Coulson and Hall argue some more until Coulson, lacking any other handy catalysts, decides to shoot out a window that Hall is standing on, causing Hall to fall into the gravitonium (conveniently, gravity happens to be working in that direction at the moment, so that he’ll fall into it, rather than get pushed away from it), turning Hall into the catalyst that neutralizes the gravitonium.

Coulson feels a little bad about having to murder the guy, but, you know, collateral damage… greater good… yadda yadda… all the stuff Hall had yapped about.

He needn’t beat himself up about it. After the gravitonium is locked away out of sight in a secure S.H.I.E.L.D. vault, we see a hand reach out of it.

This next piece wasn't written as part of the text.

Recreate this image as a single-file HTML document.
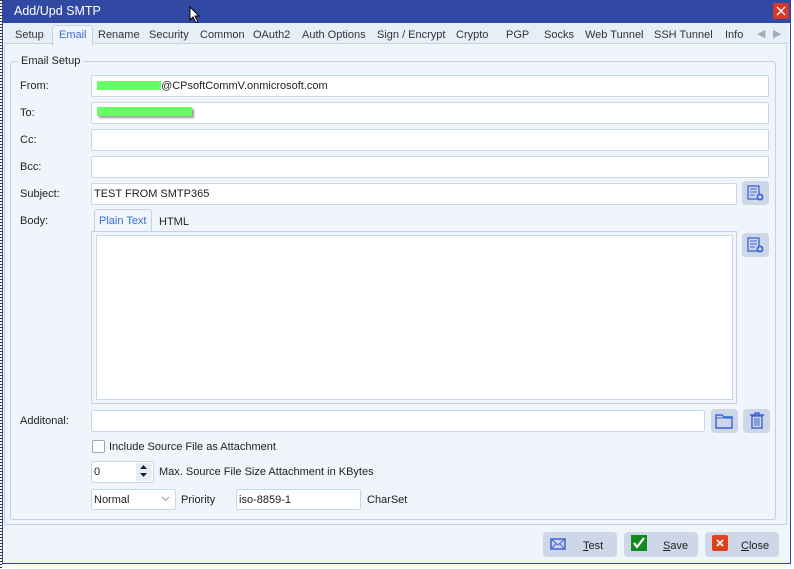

Ooooooohhhhhh….. Thus, we have the origin story for minor league, totally forgettable super-villain Graviton, who will probably never be seen again before the show is canceled, which may not be too long from now.

All things considered, the show’s third episode is somewhat less awful than the second, but it’s still boring and predictable and pretty lame. This one puts a lot of focus on Skye, who’s starting to realize the value of being part of a team, and self-sacrifice, and doing the right thing, and other terribly important life lessons that I just can’t give a crap about because I don’t care at all about the character.

I don’t want to hate the show. I swear, I’m trying to give it the benefit of the doubt that it’ll get better, but thus far, it’s just not very good, and my patience is wearing thin.

8 comments

    • If Disney didn’t own ABC this show never would have gotten past an unaired pilot.

      And being the best of the episodes that have aired is not a high hurdle. I don’t understand what they hope to accomplish with this show

    • Josh Zyber
      Author

      And yet this week’s episode was beaten in the ratings by a clip show episode of The Voice.

      Agents of S.H.I.E.L.D. is a “too big to fail” situation. Disney has too much invested in it to admit that it’s a failure.

  1. Bryan

    I’ll admit I’m a Marvel fanboy, but I’m really enjoying the series so far. Yes, last week’s episode wasn’t great, but this one seemed like a step in the right direction. (and like Josh, I can’t say that I minded seeing Skye in the clingy, wet dress… 🙂 )

  2. thulsadoom

    Meh, it was a SLIGHTLY better episode. Mainly because the beginning was ALMOST interesting and the ending wasn’t as blatantly stupid…

    Like Under the Dome I can see us ceasing to watch this after another couple of episodes because the events and characters are so downright stupid.